Sur le terrain principal du Stade de Fargues (Vaucluse) se jouait Le Pontet-Valréas, avec son lot de rivalités locales et d’inimitiés. Derrière les poteaux, une bande de gamins rejouait le match. Comme chez les grands, les mêlées se sont relevées et les joueurs en sont venus aux mains. « On s’était un peu chamaillés. Rien de grave, une petite « guégerre » entre jeunes. » Ce jour-là, Raphaël Chaume fit la rencontre de Ludovic Radosavljevic. Il se souvient : « Son père jouait au Pontet, le mien à Valréas. Pendant la bagarre, disons que nous n’étions pas exactement dans le même camp. » Il poursuit : « Depuis, on fait tout ensemble. On s’était retrouvé en sélection du Vaucluse, quelques mois après notre « rencontre ». À l’époque, je jouais numéro 8. Petit à petit, on a appris à se connaître puis à sympathiser. On ne s’est plus quittés : les sélections de Provence ensemble, puis l’entrée au pôle espoirs d’Hyères. On jouait ensemble à Aix-en-Provence puis on a rejoint Clermont en même temps. Aujourd’hui encore, nous avons pris des appartements dans le centre ville, à 200 mètres l’un de l’autre autour de la place de Jaude. Ludo, c’est devenu mon meilleur ami. Rien de moins. »

En Auvergne, Chaume est passé du rang d’espoir à professionnel. Il emprunte aujourd’hui, pour la première fois, les galons de titulaire à l’approche d’une phase finale. À 27 ans. Le temps a fait son œuvre. Le joueur a aussi appris à se canaliser. « Je n’ai jamais douté mais ici, à Clermont il y a des internationaux à tous les postes. Sa place, il faut aller la chercher. Alors bien sûr, parfois, je me suis impatienté. Je me rongeais le cerveau pendant des journées entières. Quand je ne jouais pas assez à mon goût, il a fallu que ma copine me canalise. Je devenais invivable. Mais ma patience a aussi forgé mon caractère. Mon parcours m’a aidé à m’apaiser. » Comme le fait de devenir papa, à 21 ans seulement. « Enzo aura 6 ans en juillet et Victoria a 3 ans. Ils m’ont énormément calmé. Bon, pas totalement, hein ! J’ai gardé mon petit caractère (il sourit). »

L’aube paysanne

Sa quiétude, finalement, Raphaël Chaume ne la trouve pleinement que lorsqu’il retourne chez lui. À Vinsobres, petit village de 3 000 âmes à la pointe Sud de la Drôme, à portée de drop du Vaucluse. Ici, la famille Chaume cultive la terre de génération en génération. De la vigne, quelques oliviers et une vue imprenable sur le Mont Ventoux. « Mon grand-père avait déjà des vignes, qu’il apportait à la coopérative pour les faire vinifier. Il ne le faisait pas lui-même. Quand ma mère a repris l’exploitation, elle a créé son domaine, avec une vinification sur place. Mon père, fils d’enseignant, l’a rejointe et ils ont créé le domaine ensemble. C’est un monde auquel je suis attaché. »

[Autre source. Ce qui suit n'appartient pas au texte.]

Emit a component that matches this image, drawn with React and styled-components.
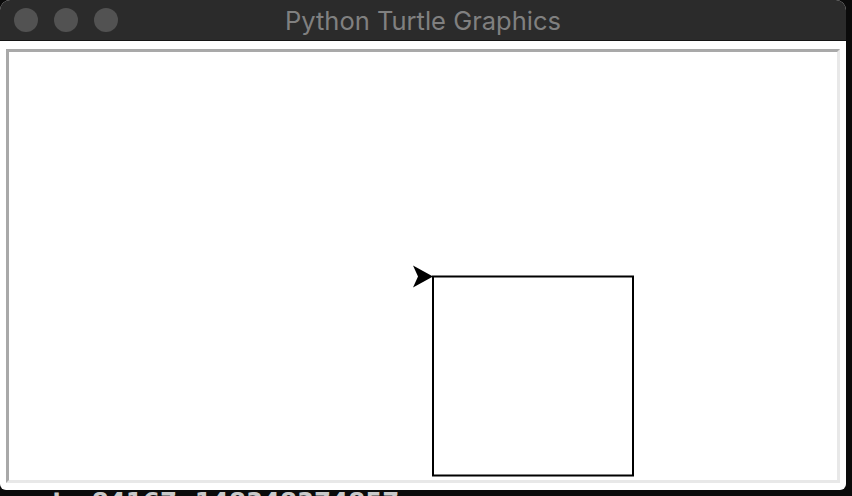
import React from 'react';
import styled, { createGlobalStyle } from 'styled-components';

const GlobalStyle = createGlobalStyle`
  html, body {
    margin: 0;
    padding: 0;
    background: #000;
    width: 852px;
    height: 496px;
    overflow: hidden;
  }
`

const Page = styled.div`
  width: 852px;
  height: 496px;
  display: flex;
  flex-direction: column;
  overflow: hidden;
  background: #0b0b0b;
`

const Window = styled.div`
  width: 846px;
  height: 490px;
  display: flex;
  flex-direction: column;
  background: #fff;
  border-radius: 10px 10px 6px 6px;
  overflow: hidden;
  flex-shrink: 0;
`

const TitleBar = styled.div`
  height: 40px;
  flex-shrink: 0;
  display: flex;
  align-items: center;
  position: relative;
  background: #2b2b2b;
  border-bottom: 1px solid #141414;
  padding-left: 14px;
  gap: 16px;
`

const Light = styled.span`
  width: 24px;
  height: 24px;
  border-radius: 50%;
  background: #525252;
`

const Title = styled.div`
  position: absolute;
  left: 0;
  right: 0;
  top: 0;
  bottom: 0;
  display: flex;
  align-items: center;
  justify-content: center;
  font-family: Inter, "Liberation Sans", sans-serif;
  font-size: 25.5px;
  color: #808080;
  pointer-events: none;
`

const Body = styled.div`
  flex: 1;
  padding: 8px 6px 7px 6px;
  display: flex;
`

const Canvas = styled.div`
  flex: 1;
  border-style: solid;
  border-width: 3px;
  border-color: #a9a9a9 #e8e8e8 #e8e8e8 #a9a9a9;
  background: #fff;
  position: relative;
`

const Drawing = styled.svg`
  display: block;
  width: 100%;
  height: 100%;
`

const Console = styled.div`
  height: 6px;
  overflow: hidden;
  padding-left: 52px;
  font-family: "DejaVu Sans", "Liberation Sans", sans-serif;
  font-weight: 700;
  font-size: 24.5px;
  line-height: 24px;
  color: #c9c9c9;
  white-space: nowrap;
`

const Gap = styled.span`
  display: inline-block;
  width: 28px;
`

const App = () => (
  <>
    <GlobalStyle />
    <Page>
      <Window>
        <TitleBar>
          <Light />
          <Light />
          <Light />
          <Title>Python Turtle Graphics</Title>
        </TitleBar>
        <Body>
          <Canvas>
            <Drawing viewBox="0 0 828 427">
              <rect x="424" y="224" width="200" height="199" fill="none" stroke="#000" strokeWidth="2" />
              <polygon points="424,224 404,213 409,224 404,235" fill="#000" />
            </Drawing>
          </Canvas>
        </Body>
      </Window>
      <Console>t<Gap />84167, 148348374857</Console>
    </Page>
  </>
);

export default App
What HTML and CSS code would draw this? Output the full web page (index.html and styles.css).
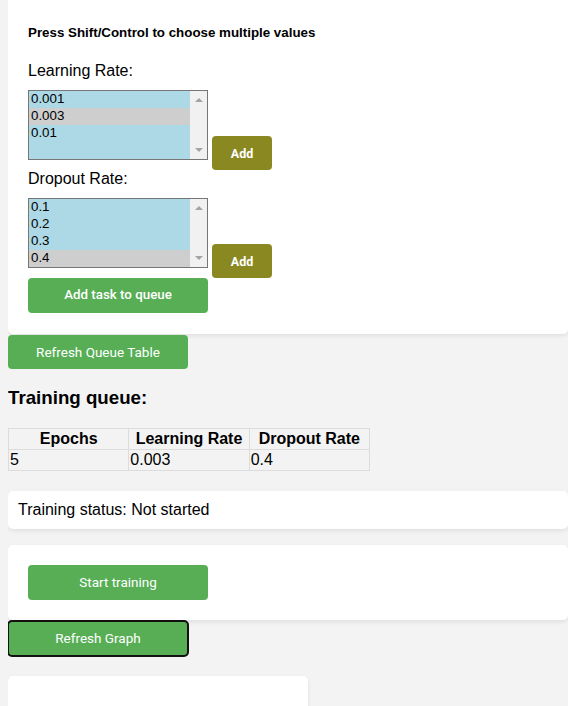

Tellement qu’en marge du pôle espoirs d’Hyères, Raphaël a passé un BEP Vignes et vins, pendant deux ans. « Des études sur la culture de la vigne et l’œnologie. » Il a ensuite basculé sur un Bac pro, toujours dans le domaine viticole. Il garde l’aube paysanne au plus proche de son cœur. « Ma terre, c’est mon point d’ancrage. Je suis bien à Clermont, depuis huit ans mais parfois, le Sud me manque. Cela fait un bien fou quand je rentre à la maison. Vinsobres, c’est chez moi. C’est une terre agricole et un esprit auxquels je suis attaché. Paysan, c’est un métier dur. Il n’y a pas de vacances, pas de week-ends. Mais je sais aussi que c’est le plus beau métier du monde. Vous travaillez dehors, sur vos terres. Et si en plus vous avez une jolie vue sur le Ventoux, c’est encore mieux (il sourit) ». Pour garder contact, Raphaël Chaume écume les marchés et les restaurants de la région clermontoise, en VRP de luxe du vin produit par ses parents. On le croise ici à Vinidôme, grand-messe annuelle du vin en Auvergne. Un peu plus tard, on le trouve au salon viticole de Clerlande, bourgade au nord de Clermont, à faire déguster son élixir. « J’aime bien me retrouver sur de petits festivals de vin. On prend le temps de rencontrer les gens, on évite de trop parler de rugby. Le fromager du coin est là, le boucher juste à côté. On boit quelques quilles, on profite, on parle de nos passions. J’ai aussi besoin de cela. » Pour trouver un équilibre qui, cette saison, n’a jamais semblé aussi payant.